Well, that points to something going wrong with the file system. Is it always MapDB that complains or is it sometimes a different persistence engine?

It would be odd for an error in MapDB to mess up charts though. MapDB only saves one value per Item, you can’t chart with it. But if the file system if full all your persistence (and anything else that writes to that file system) would be effected.

If you are running openHABian, than most of OH operates out of zram which, because RAM is scarce, isn’t that big.

When persistence stops, run df -h and see if any file systems are full.

Check out zramctl --output-all if any limit is hit.

Plus you seem to be using Grafana. That’s a memory hog. You should not have installed that on ZRAM.

Yes, zram is installed.

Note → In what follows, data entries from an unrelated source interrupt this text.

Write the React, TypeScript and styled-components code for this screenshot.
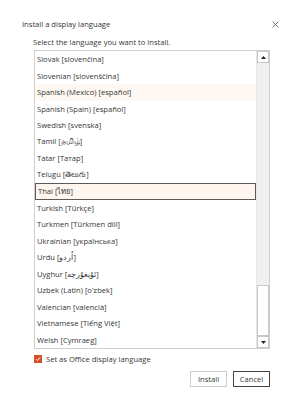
import styled, { createGlobalStyle } from "styled-components";

const GlobalStyle = createGlobalStyle`
  body {
    margin: 0;
    background: #ffffff;
    font-family: "Open Sans", "Noto Sans", "Liberation Sans", sans-serif;
    color: #363636;
  }
`;

const Dialog = styled.div`
  width: 290px;
  height: 400px;
  box-sizing: border-box;
  padding: 17px 8px 0 22px;
  display: flex;
  flex-direction: column;
  background: #ffffff;
`;

const TitleBar = styled.div`
  display: flex;
  align-items: center;
  justify-content: space-between;
  height: 14px;
`;

const Title = styled.h1`
  margin: 0;
  font-size: 7.6px;
  font-weight: normal;
  color: #333333;
`;

const CloseButton = styled.button`
  width: 14px;
  height: 14px;
  padding: 0;
  border: none;
  background: none;
  display: flex;
  align-items: center;
  justify-content: center;
`;

const Body = styled.div`
  display: flex;
  flex-direction: column;
  padding-left: 12px;
  margin-top: 5px;
  width: 236px;
`;

const Prompt = styled.div`
  font-size: 7.6px;
  height: 13px;
  line-height: 13px;
  margin-left: -1px;
`;

const ListBox = styled.div`
  display: flex;
  height: 297px;
  border: 1px solid #cfcfcf;
  margin-top: 1px;
  background: #ffffff;
`;

const Items = styled.ul`
  flex: 1;
  margin: 0;
  padding: 0;
  list-style: none;
  overflow: hidden;
`;

const Item = styled.li<{ $state?: "hover" | "selected" }>`
  height: 16.5px;
  box-sizing: border-box;
  display: flex;
  align-items: center;
  padding-left: 2px;
  font-size: 7.6px;
  white-space: nowrap;
  background: ${(p) =>
    p.$state === "selected" ? "#fdf5ee" : p.$state === "hover" ? "#fef8f3" : "transparent"};
  border: 1px solid ${(p) => (p.$state === "selected" ? "#5a5a5a" : "transparent")};
  border-left-width: ${(p) => (p.$state === "selected" ? "1px" : "0")};
`;

const ScrollBar = styled.div`
  width: 12px;
  display: flex;
  flex-direction: column;
  background: #f0f0f0;
  border-left: 1px solid #e6e6e6;
`;

const Arrow = styled.div`
  height: 12px;
  box-sizing: border-box;
  background: #ffffff;
  border: 1px solid #c6c6c6;
  display: flex;
  align-items: center;
  justify-content: center;
`;

const Track = styled.div`
  flex: 1;
  display: flex;
  flex-direction: column;
  justify-content: flex-end;
`;

const Thumb = styled.div`
  height: 51px;
  box-sizing: border-box;
  background: #ffffff;
  border: 1px solid #c6c6c6;
`;

const CheckRow = styled.label`
  display: flex;
  align-items: center;
  gap: 4px;
  margin-top: 5px;
  font-size: 7.6px;
  height: 10px;
`;

const Box = styled.span`
  width: 8px;
  height: 8px;
  background: #d4512a;
  display: flex;
  align-items: center;
  justify-content: center;
`;

const Buttons = styled.div`
  display: flex;
  justify-content: flex-end;
  gap: 6px;
  margin-top: 7px;
`;

const Button = styled.button<{ $primary?: boolean }>`
  width: 37px;
  height: 16px;
  padding: 0;
  background: #ffffff;
  font-family: inherit;
  font-size: 7.6px;
  color: #363636;
  border: ${(p) => (p.$primary ? "1.5px solid #444444" : "1px solid #cccccc")};
`;

const languages = [
  "Slovak [slovenčina]",
  "Slovenian [slovenščina]",
  "Spanish (Mexico) [español]",
  "Spanish (Spain) [español]",
  "Swedish [svenska]",
  "Tamil [தமிழ்]",
  "Tatar [Татар]",
  "Telugu [తెలుగు]",
  "Thai [ไทย]",
  "Turkish [Türkçe]",
  "Turkmen [Türkmen dili]",
  "Ukrainian [українська]",
  "Urdu [اُردو]",
  "Uyghur [ئۇيغۇرچە]",
  "Uzbek (Latin) [o'zbek]",
  "Valencian [valencià]",
  "Vietnamese [Tiếng Việt]",
  "Welsh [Cymraeg]",
];

const App = () => {
  return (
    <>
      <GlobalStyle />
      <Dialog>
        <TitleBar>
          <Title>Install a display language</Title>
          <CloseButton aria-label="Close">
            <svg width="7" height="7" viewBox="0 0 7 7">
              <path d="M0.5 0.5 L6.5 6.5 M6.5 0.5 L0.5 6.5" stroke="#555" strokeWidth="0.8" />
            </svg>
          </CloseButton>
        </TitleBar>
        <Body>
          <Prompt>Select the language you want to install.</Prompt>
          <ListBox>
            <Items>
              {languages.map((name, i) => (
                <Item key={name} $state={i === 2 ? "hover" : i === 8 ? "selected" : undefined}>
                  {name}
                </Item>
              ))}
            </Items>
            <ScrollBar>
              <Arrow>
                <svg width="5" height="3" viewBox="0 0 5 3">
                  <path d="M2.5 0 L5 3 L0 3 Z" fill="#222" />
                </svg>
              </Arrow>
              <Track>
                <Thumb />
              </Track>
              <Arrow>
                <svg width="5" height="3" viewBox="0 0 5 3">
                  <path d="M0 0 L5 0 L2.5 3 Z" fill="#222" />
                </svg>
              </Arrow>
            </ScrollBar>
          </ListBox>
          <CheckRow>
            <Box>
              <svg width="6" height="6" viewBox="0 0 6 6">
                <path d="M1 3.2 L2.4 4.6 L5 1.4" stroke="#fff" strokeWidth="1" fill="none" />
              </svg>
            </Box>
            Set as Office display language
          </CheckRow>
          <Buttons>
            <Button>Install</Button>
            <Button $primary>Cancel</Button>
          </Buttons>
        </Body>
      </Dialog>
    </>
  );
};

export default App;
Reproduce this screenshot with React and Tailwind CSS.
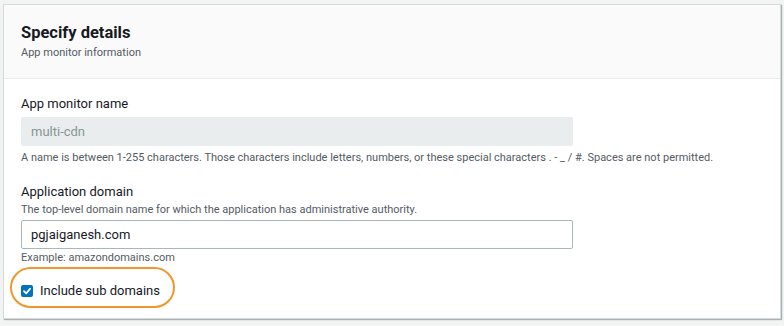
import React from 'react';

const font = { fontFamily: 'Roboto, "Liberation Sans", sans-serif' };

export default function App() {
  return (
    <div className="w-[784px] h-[326px] bg-[#f2f3f3] pt-[4px] pl-[3px] pr-[3px]" style={font}>
      <div className="bg-white border border-[#d5dbdb] shadow-[1px_1px_1px_0_rgba(0,28,36,0.3)] h-[315px]">
        <div className="bg-[#fafafa] border-b border-[#eaeded] h-[74px] pl-[17px] pt-[17px]">
          <h2 className="text-[16.5px] leading-[21px] font-bold text-[#16191f]">Specify details</h2>
          <p className="text-[11px] leading-[16px] text-[#545b64] mt-[2px]">App monitor information</p>
        </div>
        <div className="pl-[17px] pt-[14px]">
          <div className="text-[13px] leading-[22px] text-[#16191f]">App monitor name</div>
          <div className="mt-[2px] w-[552px] h-[29px] bg-[#eaeded] rounded-[2px] flex items-center px-[10px] text-[13px] text-[#879596]">
            multi-cdn
          </div>
          <p className="text-[11px] leading-[16px] text-[#545b64] mt-[4px] whitespace-nowrap">
            A name is between 1-255 characters. Those characters include letters, numbers, or these special characters . - _ / #. Spaces are not permitted.
          </p>

          <div className="text-[13px] leading-[22px] text-[#16191f] mt-[15px]">Application domain</div>
          <p className="text-[11px] leading-[16px] text-[#545b64] -mt-[1px]">
            The top-level domain name for which the application has administrative authority.
          </p>
          <div className="mt-[2px] w-[552px] h-[29px] bg-white border border-[#aab7b8] rounded-[2px] flex items-center px-[9px] text-[13px] text-[#16191f]">
            pgjaiganesh.com
          </div>
          <p className="text-[11px] leading-[16px] text-[#545b64] mt-[1px]">Example: amazondomains.com</p>

          <div className="relative mt-[16px] flex items-center gap-[7px] h-[18px]">
            <span className="absolute left-[-11px] top-[-15px] w-[165px] h-[41px] rounded-[21px] border-2 border-[#f0962c]" />
            <span className="w-[12px] h-[12px] bg-[#0073bb] rounded-[2px] flex items-center justify-center">
              <svg width="10" height="10" viewBox="0 0 10 10">
                <path d="M2 5.2 L4.2 7.3 L8 2.8" fill="none" stroke="white" strokeWidth="1.8" strokeLinecap="round" strokeLinejoin="round" />
              </svg>
            </span>
            <span className="text-[13px] text-[#16191f]">Include sub domains</span>
          </div>
        </div>
      </div>
    </div>
  );
}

I also run df -h above, you can see it in my first post, there is a lot free.

I will try this today evening.

My OH3 is installed on RPi 4 with 8GB of RAM, I checked the free RAM before I restarted the Service, there was about 6GB free…
It seems, when MapDB crash, all persistence of OH went down, but the DB itself is still running.
Where can I see where this MapDB is writing the data to?

MapDB is no more used by default since OH3 (or even OH2 - I do not remember exactly). Did you install/enable ir?

MapDB writes to $OH_USERDATA/persistence/mapdb.

Memory Settings & Limits for ZRAM are in /etc/ztab → It has nothing to do with the 6GB.
But first check ‘zramctl --output-all’ if any limit is hit, as mentioned by mstormi

Stopped again today morning @ 04:00

It seems there is no problem:
grafik

Looks fine:

Memory seems also fine:
grafik

It seems I have it installed, but I’m not using it by default:
grafik

It seems OH3 is using a lot of cpu, but no idea why, I’m doing nothing there atm:

I didnt restarted openhab service yet, I will uninstall MapDB, as I’m not using it and then try it again…
I’m not sure, but is MapDB not responsible for the last state of some items, like switches?

Depends on how you have it configured. By default rrd4j will save all Items it supports and restoreOnStartup all of those Items. At this point most Items except Strings and Items with compount states like Color and Location are not saved. MapDB by default will save all Items regardless of type and restoreOnStartup. But InfluxDB also will do the same.

If you’ve customized the behavior using .persist files, than see those files to see what is saved how often and restoreOnStartup.

Looking at the screen shots (which are almost impossible to read on a phone unfortunately) it’s weird that one of your CPU cores is pegged and the other three are basically idle. That points to a process run amok.